*AIM OF THE EXERCISE*: Pick out each line containing the string "TypeScript" and copy it.

*SOURCE DATA*:
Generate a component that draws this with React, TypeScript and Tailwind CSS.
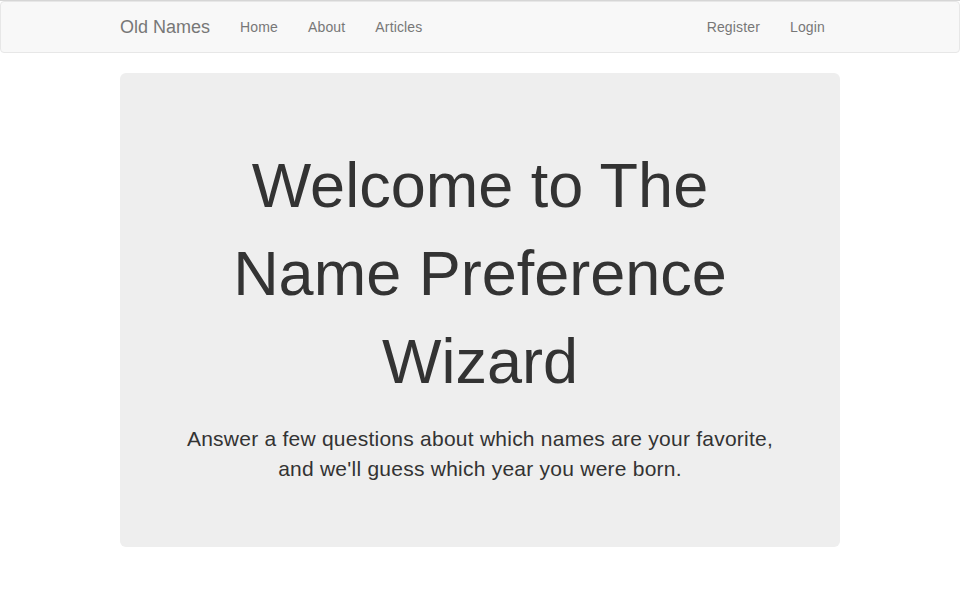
import React from 'react';

const navLeft = ['Home', 'About', 'Articles'];
const navRight = ['Register', 'Login'];

const App: React.FC = () => {
  return (
    <div className="min-h-[600px] bg-white text-[14px] text-[#333] font-['Liberation_Sans',Arial,sans-serif]">
      <div className="h-px bg-[#d6d6d6]" />

      {/* Navbar */}
      <nav className="h-[52px] border border-[#e7e7e7] rounded-[4px] bg-[#f8f8f8] mb-[20px]">
        <div className="w-[750px] mx-auto px-[15px] flex items-center h-[50px]">
          <a className="h-[50px] flex items-center pr-[15px] text-[18px] leading-[20px] text-[#777]">Old Names</a>
          <ul className="flex">
            {navLeft.map((item) => (
              <li key={item}>
                <a className="h-[50px] flex items-center px-[15px] leading-[20px] tracking-[0.15px] text-[#777]">{item}</a>
              </li>
            ))}
          </ul>
          <ul className="flex ml-auto">
            {navRight.map((item) => (
              <li key={item}>
                <a className="h-[50px] flex items-center px-[15px] leading-[20px] tracking-[0.15px] text-[#777]">{item}</a>
              </li>
            ))}
          </ul>
        </div>
      </nav>

      {/* Jumbotron */}
      <div className="w-[750px] mx-auto px-[15px]">
        <div className="bg-[#eee] rounded-[6px] px-[60px] py-[48px] text-center">
          <h1 className="mt-[20px] mb-[19px] text-[63px] leading-[88px] font-normal text-[#333]">
            Welcome to The
            <br />
            Name Preference
            <br />
            Wizard
          </h1>
          <p className="mb-[15px] text-[21px] leading-[30px] tracking-[0.24px] text-[#333]">
            Answer a few questions about which names are your favorite,
            <br />
            and we'll guess which year you were born.
          </p>
        </div>
      </div>
    </div>
  );
};

export default App;
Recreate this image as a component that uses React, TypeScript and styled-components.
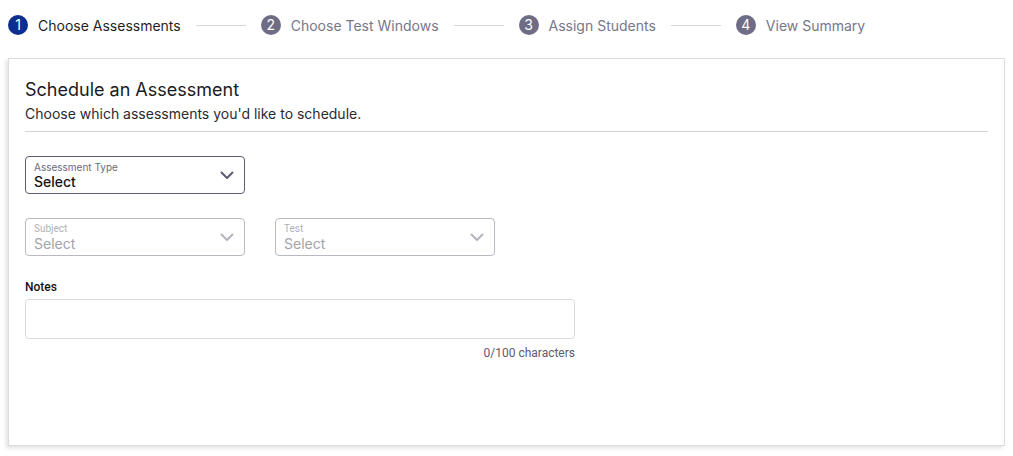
import React from 'react';
import styled, { createGlobalStyle } from 'styled-components';

const GlobalStyle = createGlobalStyle`
    body {
        margin: 0;
        background: #fff;
        font-family: Inter, "Liberation Sans", sans-serif;
    }
`;

const steps = ['Choose Assessments', 'Choose Test Windows', 'Assign Students', 'View Summary'];

const Chevron = ({ color }: { color: string }) => (
    <svg width="14" height="9" viewBox="0 0 14 9" fill="none">
        <path d="M1.5 1.5 L7 7 L12.5 1.5" stroke={color} strokeWidth="2" strokeLinecap="round" strokeLinejoin="round" />
    </svg>
);

export default function App() {
    return (
        <>
            <GlobalStyle />
            <Page>
                <Stepper>
                    {steps.map((label, i) => (
                        <React.Fragment key={label}>
                            {i > 0 && <StepLine />}
                            <Step>
                                <StepCircle active={i === 0}>{i + 1}</StepCircle>
                                <StepLabel active={i === 0}>{label}</StepLabel>
                            </Step>
                        </React.Fragment>
                    ))}
                </Stepper>

                <Card>
                    <Title>Schedule an Assessment</Title>
                    <Subtitle>Choose which assessments you'd like to schedule.</Subtitle>
                    <Divider />

                    <Form>
                        <Row>
                            <Select>
                                <SelectText>
                                    <SelectLabel>Assessment Type</SelectLabel>
                                    <SelectValue>Select</SelectValue>
                                </SelectText>
                                <Chevron color="#5c5c72" />
                            </Select>
                        </Row>

                        <Row>
                            <Select disabled>
                                <SelectText>
                                    <SelectLabel disabled>Subject</SelectLabel>
                                    <SelectValue disabled>Select</SelectValue>
                                </SelectText>
                                <Chevron color="#b4b4bc" />
                            </Select>
                            <Select disabled>
                                <SelectText>
                                    <SelectLabel disabled>Test</SelectLabel>
                                    <SelectValue disabled>Select</SelectValue>
                                </SelectText>
                                <Chevron color="#b4b4bc" />
                            </Select>
                        </Row>

                        <NotesField>
                            <NotesLabel>Notes</NotesLabel>
                            <NotesBox />
                            <Counter>0/100 characters</Counter>
                        </NotesField>
                    </Form>
                </Card>
            </Page>
        </>
    );
}

const Page = styled.div`
    padding: 14px 8px 10px 8px;
    display: flex;
    flex-direction: column;
    gap: 22px;
`;

const Stepper = styled.div`
    display: flex;
    align-items: center;
    height: 22px;
`;

const Step = styled.div`
    display: flex;
    align-items: center;
    gap: 10px;
`;

const StepCircle = styled.div<{ active?: boolean }>`
    width: 20px;
    height: 20px;
    border-radius: 50%;
    background: ${p => (p.active ? '#0b2e8f' : '#6e6d85')};
    color: #fff;
    font-size: 14px;
    display: flex;
    align-items: center;
    justify-content: center;
    line-height: 1;
`;

const StepLabel = styled.span<{ active?: boolean }>`
    font-size: 14px;
    color: ${p => (p.active ? '#1f1f24' : '#77768c')};
`;

const StepLine = styled.div`
    width: 50px;
    height: 1px;
    background: #d8d8dc;
    margin: 0 15px;
`;

const Card = styled.div`
    border: 1px solid #dcdcdc;
    box-shadow: -2px 2px 4px rgba(0, 0, 0, 0.12);
    background: #fff;
    padding: 20px 16px 16px 16px;
    height: 388px;
    box-sizing: border-box;
`;

const Title = styled.h2`
    margin: 0;
    font-size: 18px;
    font-weight: 400;
    color: #1b1b1f;
    line-height: 22px;
`;

const Subtitle = styled.p`
    margin: 3px 0 0 0;
    font-size: 14px;
    color: #2a2a30;
    line-height: 20px;
`;

const Divider = styled.hr`
    border: none;
    border-top: 1px solid #d6d6d8;
    margin: 7px 0 0 0;
`;

const Form = styled.div`
    margin-top: 24px;
    display: flex;
    flex-direction: column;
    gap: 24px;
`;

const Row = styled.div`
    display: flex;
    gap: 30px;
`;

const Select = styled.div<{ disabled?: boolean }>`
    width: 220px;
    height: 38px;
    box-sizing: border-box;
    border: 1px solid ${p => (p.disabled ? '#b9b9c2' : '#5e5d75')};
    border-radius: 4px;
    padding: 0 8px 0 8px;
    display: flex;
    align-items: center;
    justify-content: space-between;
    svg {
        margin-right: 2px;
    }
`;

const SelectText = styled.div`
    display: flex;
    flex-direction: column;
    padding-top: 1px;
`;

const SelectLabel = styled.span<{ disabled?: boolean }>`
    font-size: 10px;
    line-height: 12px;
    color: ${p => (p.disabled ? '#b0b0b8' : '#6a6a78')};
    font-family: ${p => (p.disabled ? 'Roboto, "Liberation Sans", sans-serif' : 'Inter, "Liberation Sans", sans-serif')};
`;

const SelectValue = styled.span<{ disabled?: boolean }>`
    font-size: 14px;
    line-height: 17px;
    font-weight: ${p => (p.disabled ? 400 : 500)};
    color: ${p => (p.disabled ? '#a3a3ab' : '#141418')};
`;

const NotesField = styled.div`
    width: 550px;
    display: flex;
    flex-direction: column;
`;

const NotesLabel = styled.label`
    font-family: Roboto, "Liberation Sans", sans-serif;
    font-size: 12px;
    font-weight: 500;
    color: #111;
    line-height: 14px;
    margin-bottom: 5px;
`;

const NotesBox = styled.div`
    height: 40px;
    box-sizing: border-box;
    border: 1px solid #dadadd;
    border-radius: 4px;
`;

const Counter = styled.span`
    align-self: flex-end;
    margin-top: 7px;
    font-family: Roboto, "Liberation Sans", sans-serif;
    font-size: 12px;
    color: #5c5b70;
    line-height: 14px;
`;
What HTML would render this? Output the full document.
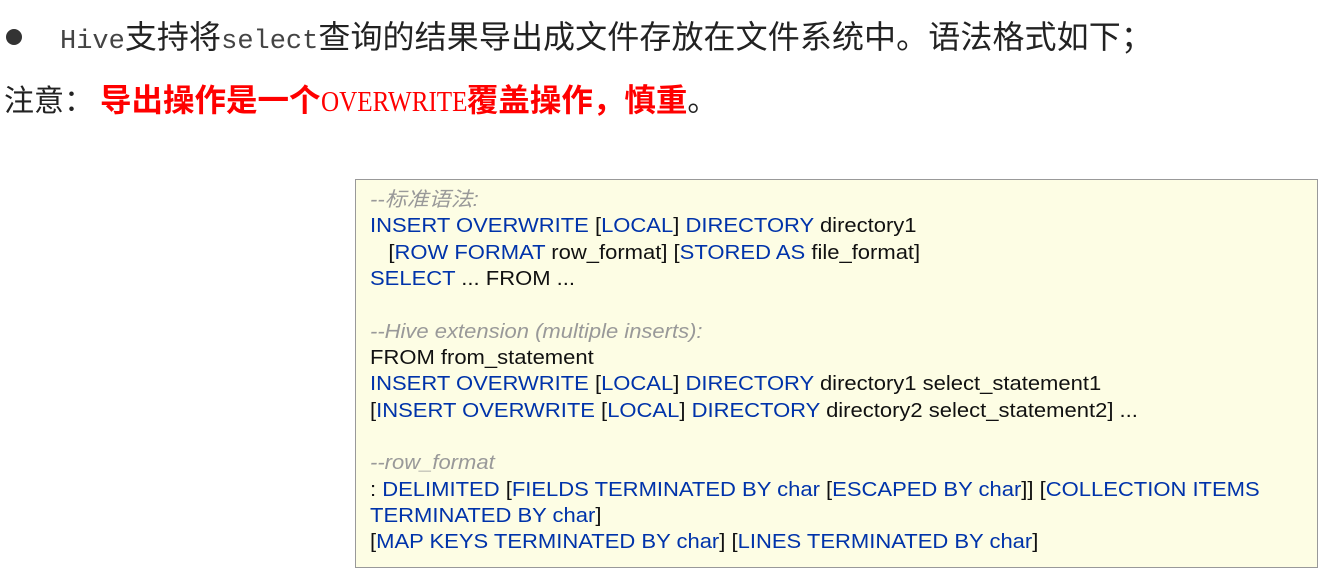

*SOLUTION TO THE PROBLEM*:
Generate a component that draws this with React, TypeScript and Tailwind CSS.
Recreate this image as a component that uses React, TypeScript and styled-components.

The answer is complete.